3. Detection Event Protocol
When a device's CNN classifier outputs a drone-class probability exceeding a configurable threshold (default: 0.75), it generates a Detection Event Packet (DEP) containing:
- Device ID (UUID, 16 bytes)
- NTP-synchronized timestamp (8 bytes, microsecond resolution)
- Classification vector (8 classes × 8-bit probability, 8 bytes)
- Peak amplitude in the dominant BPF band (2 bytes)
- Estimated fundamental BPF frequency (2 bytes, 1 Hz resolution)
- Number of detected harmonics above noise floor (1 byte)
- Ambient noise level in the BPF band (2 bytes)
- Onset timestamp: the time within the 500 ms frame when energy in the BPF band first exceeded the detection threshold (2 bytes, 0.1 ms resolution)

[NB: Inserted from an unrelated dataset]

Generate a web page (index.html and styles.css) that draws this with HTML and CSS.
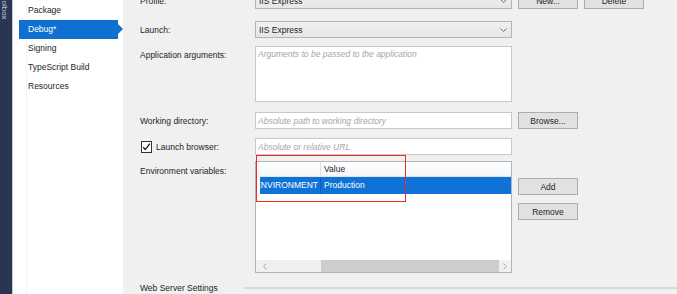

Total DEP size: 41 bytes. DEPs are transmitted over the device's existing network connection (Wi-Fi or Ethernet) to a local coordination service running on any network-attached device (router, NAS, smart hub, or a designated smart speaker). The coordination service does not receive raw audio, only DEPs.
4. Cooperative TDOA Geolocation
When the coordination service receives DEPs from two or more TDOA-eligible devices within a 2-second correlation window, it performs multi-device geolocation:
Time alignment: The onset timestamp within each DEP provides sub-frame temporal resolution. Combined with NTP-synchronized frame timestamps, effective time resolution is approximately 0.5-2 ms, corresponding to spatial resolution of 0.17-0.69 meters at the speed of sound (343 m/s at 20°C).
Heterogeneous device compensation: Each device's enrolled frequency response and housing attenuation are used to normalize amplitude measurements. A doorbell microphone behind a weatherproof membrane at 1.2 m height produces different amplitude readings than a smart speaker on a kitchen counter at 0.9 m height for the same drone at the same distance. The coordination service applies per-device correction factors derived from enrollment data.
Geolocation algorithm: With 3+ TDOA-eligible devices detecting the same event, hyperbolic multilateration estimates the drone's 3D position. The system uses a weighted least-squares solver where weights reflect each device's NTP accuracy, microphone SNR, and classification confidence. For 2-device detections, only bearing (line-of-arrival) is estimated, not range.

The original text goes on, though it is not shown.